Search code examples
clanguage-lawyerc89flexible-array-member

Multiple structures in a single malloc invoking undefined behaviour?


From Use the correct syntax when declaring a flexible array member it says that when malloc is used for a header and flexible data when data[1] is hacked into the struct,

This example has undefined behavior when accessing any element other than the first element of the data array. (See the C Standard, 6.5.6.) Consequently, the compiler can generate code that does not return the expected value when accessing the second element of data.

I looked up the C Standard 6.5.6, and could not see how this would produce undefined behaviour. I've used a pattern that I'm comfortable with, where the header is implicitly followed by data, using the same sort of malloc,

#include <stdlib.h> /* EXIT malloc free */
#include <stdio.h>  /* printf */
#include <string.h> /* strlen memcpy */

struct Array {
    size_t length;
    char *array;
}; /* +(length + 1) char */

static struct Array *Array(const char *const str) {
    struct Array *a;
    size_t length;
    length = strlen(str);
    if(!(a = malloc(sizeof *a + length + 1))) return 0;
    a->length = length;
    a->array = (char *)(a + 1); /* UB? */
    memcpy(a->array, str, length + 1);
    return a;
}

/* Take a char off the end just so that it's useful. */
static void Array_to_string(const struct Array *const a, char (*const s)[12]) {
    const int n = a->length ? a->length > 9 ? 9 : (int)a->length - 1 : 0;
    sprintf(*s, "<%.*s>", n, a->array);
}

int main(void) {
    struct Array *a = 0, *b = 0;
    int is_done = 0;
    do { /* Try. */
        char s[12], t[12];
        if(!(a = Array("Foo!")) || !(b = Array("To be or not to be."))) break;
        Array_to_string(a, &s);
        Array_to_string(b, &t);
        printf("%s %s\n", s, t);
        is_done = 1;
    } while(0); if(!is_done) {
        perror(":(");
    } {
        free(a);
        free(b);
    }
    return is_done ? EXIT_SUCCESS : EXIT_FAILURE;
}

Prints,

<Foo> <To be or >

The compliant solution uses C99 flexible array members. The page also says,

Failing to use the correct syntax when declaring a flexible array member can result in undefined behavior, although the incorrect syntax will work on most implementations.

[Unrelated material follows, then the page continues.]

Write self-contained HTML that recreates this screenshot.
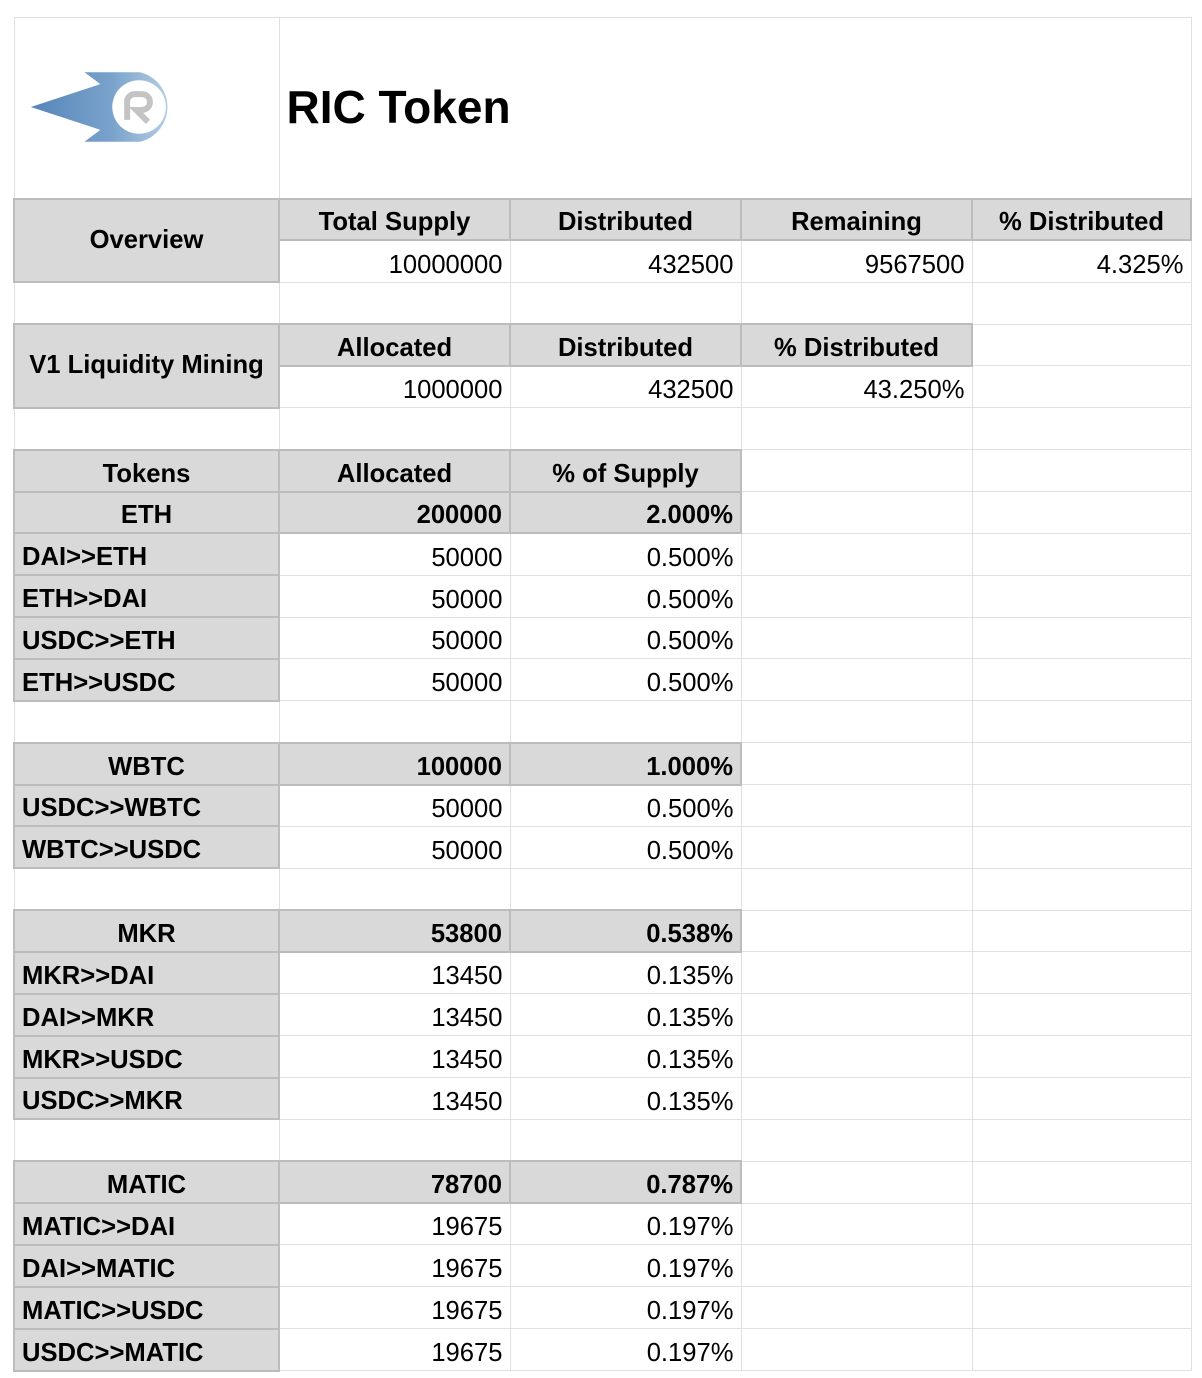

Technically, does this C90 code produce undefined behaviour, too? And if not, what is the difference? (Or the Carnegie Mellon Wiki is incorrect?) What is the factor on the implementations this will not work on?


Solution

  • This should be well defined:

    a->array = (char *)(a + 1);
    

    Because you create a pointer to one element past the end of an array of size 1 but do not dereference it. And because a->array now points to bytes that do not yet have an effective type, you can use them safely.

    This only works however because you're using the bytes that follow as an array of char. If you instead tried to create an array of some other type whose size is greater than 1, you could have alignment issues.

    For example, if you compiled a program for ARM with 32 bit pointers and you had this:

    struct Array {
        int size;
        uint64_t *a;
    };
    ...
    Array a = malloc(sizeof *a + (length * sizeof(uint64_t)));
    a->length = length;
    a->a= (uint64_t *)(a + 1);       // misaligned pointer
    a->a[0] = 0x1111222233334444ULL;  // misaligned write
    

    Your program would crash due to a misaligned write. So in general you shouldn't depend on this. Best to stick with a flexible array member which the standard guarantees will work.